Without the cooperation of these animals, most of the images and hands-on contributions to TLAER would not have been possible. The instructors consider these animals to be their close family members and value the relationship they have created over time.
What’s the most important advice you have for horse owners or rescue personnel, either when working in an emergency situation or regarding prevention?
These are the most common five mistakes horse owners make when responding to emergencies:
1. Assuming they should be the animal handler: many horse owners or horse-lovers who respond to a scene are far too emotional to be right up close and personal with the horses in these situations. As an analogy, just because you are a parent doesn’t mean you would be invited to help paramedics and firefighters working on your child.
2. Getting too close to the animal: horse owners tend to overestimate how much their animal “loves them,” and then anthropomorphism leads to dangerous body positioning and extrication approaches. Animals don’t think in these situations; they react. Although the horse may not intend to injure you, it can easily do just that in a struggle to save itself.
3. Believe that if the animal is just “lying there” that it will not move: animals will initially struggle to the point of exhaustion, appearing to relax in an attempt to catch their second (or third, or fifteenth) wind. The slightest stimulation may initiate another period of thrashing, and triggers the time in which many animals more seriously injure themselves.
4. Assuming a rescued animal is OK after rescue: once the animal is removed from the incident and it walks off and eats some grass, many people assume the animal is OK when in fact its condition is about to spiral downward. Stress-induced conditions can kill the animal. Appropriate and immediate treatment can help a horse — an amazing example is Neville Bardos’ story, who was injured in a barn fire and recovered to be named the USEF International Horse of the Year.
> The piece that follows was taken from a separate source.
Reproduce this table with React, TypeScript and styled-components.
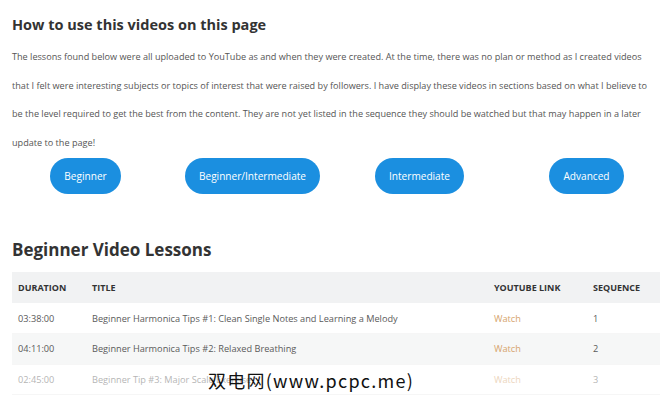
import React from "react";
import styled, { createGlobalStyle } from "styled-components";

const Global = createGlobalStyle`
  html, body { margin: 0; padding: 0; background: #fff; }
  body { font-family: "Open Sans", "Noto Sans", sans-serif; color: #555; }
  * { box-sizing: border-box; }
`;

const Page = styled.div`
  position: relative;
  width: 670px;
  height: 403px;
  overflow: hidden;
  padding: 0 8px 0 12px;
`;

const Title = styled.h2`
  margin: 15px 0 0;
  font-size: 14.5px;
  font-weight: 700;
  color: #333;
  line-height: 20px;
`;

const Intro = styled.p`
  margin: 8px 7px 0 0;
  font-size: 9.12px;
  line-height: 28.5px;
  color: #555;
`;

const ButtonRow = styled.div`
  display: grid;
  grid-template-columns: repeat(4, 167px);
  margin: 1px 0 0 -10px;
`;

const Cell = styled.div`
  display: flex;
  justify-content: center;
`;

const LevelButton = styled.a`
  display: inline-flex;
  align-items: center;
  height: 36px;
  padding: 0 14px;
  border-radius: 18px;
  background: #1b8fe0;
  color: #fff;
  font-size: 10.1px;
  text-decoration: none;
`;

const SectionTitle = styled.h2`
  margin: 43px 0 0;
  font-size: 17px;
  font-weight: 700;
  color: #333;
  line-height: 26px;
`;

const Table = styled.table`
  margin-top: 9px;
  width: 648px;
  border-collapse: collapse;
  font-size: 9.2px;
`;

const Th = styled.th`
  background: #f1f2f3;
  text-align: left;
  font-weight: 700;
  color: #333;
  height: 31px;
  padding: 0 6px;
  font-size: 9px;
`;

const Row = styled.tr<{ $alt?: boolean; $fade?: boolean }>`
  background: ${(p) => (p.$alt ? "#f6f7f7" : "#fff")};
  opacity: ${(p) => (p.$fade ? 0.45 : 1)};
  border-bottom: 1px solid #f6f6f6;
`;

const Td = styled.td`
  height: 30.5px;
  padding: 0 6px;
  color: #5a5a5a;
`;

const WatchLink = styled.a`
  color: #d6a46c;
  text-decoration: none;
`;

const Watermark = styled.div`
  position: absolute;
  left: 208px;
  top: 367px;
  font-family: "Noto Sans CJK SC", sans-serif;
  font-size: 18px;
  color: #111;
  letter-spacing: 1.25px;
  white-space: nowrap;
`;

const levels = ["Beginner", "Beginner/Intermediate", "Intermediate", "Advanced"];

const rows = [
  { d: "03:38:00", t: "Beginner Harmonica Tips #1: Clean Single Notes and Learning a Melody", s: "1" },
  { d: "04:11:00", t: "Beginner Harmonica Tips #2: Relaxed Breathing", s: "2" },
  { d: "02:45:00", t: "Beginner Tip #3: Major Scale Exercise", s: "3" },
];

export default function App() {
  return (
    <Page>
      <Global />
      <Title>How to use this videos on this page</Title>
      <Intro>
        The lessons found below were all uploaded to YouTube as and when they were created. At the time, there was no plan or method as I created videos that I felt were interesting subjects or topics of interest that were raised by followers. I have display these videos in sections based on what I believe to be the level required to get the best from the content. They are not yet listed in the sequence they should be watched but that may happen in a later update to the page!
      </Intro>
      <ButtonRow>
        {levels.map((l) => (
          <Cell key={l}>
            <LevelButton>{l}</LevelButton>
          </Cell>
        ))}
      </ButtonRow>
      <SectionTitle>Beginner Video Lessons</SectionTitle>
      <Table>
        <colgroup>
          <col style={{ width: 74 }} />
          <col style={{ width: 402 }} />
          <col style={{ width: 99 }} />
          <col />
        </colgroup>
        <thead>
          <tr>
            <Th>DURATION</Th>
            <Th>TITLE</Th>
            <Th>YOUTUBE LINK</Th>
            <Th>SEQUENCE</Th>
          </tr>
        </thead>
        <tbody>
          {rows.map((r, i) => (
            <Row key={r.d} $alt={i % 2 === 1} $fade={i === 2}>
              <Td>{r.d}</Td>
              <Td>{r.t}</Td>
              <Td>
                <WatchLink>Watch</WatchLink>
              </Td>
              <Td>{r.s}</Td>
            </Row>
          ))}
        </tbody>
      </Table>
      <Watermark>双电网(www.pcpc.me)</Watermark>
    </Page>
  );
}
5. Exhibiting the Ostrich Syndrome, or “it won’t happen to me”: statistics show that the two most common emergencies that occur for horse owners are trailer wrecks and barn fires. Next is a horse getting trapped in or on mud, fences, ditches or other around-the-farm situations from which they cannot extricate themselves. These events happen very commonly to horses on farms large and small, wealthy and poor, well-run and not so well-managed. They can happen to you! Educate yourself in ways to minimize injury to your animals, and increase your riding time with your horses.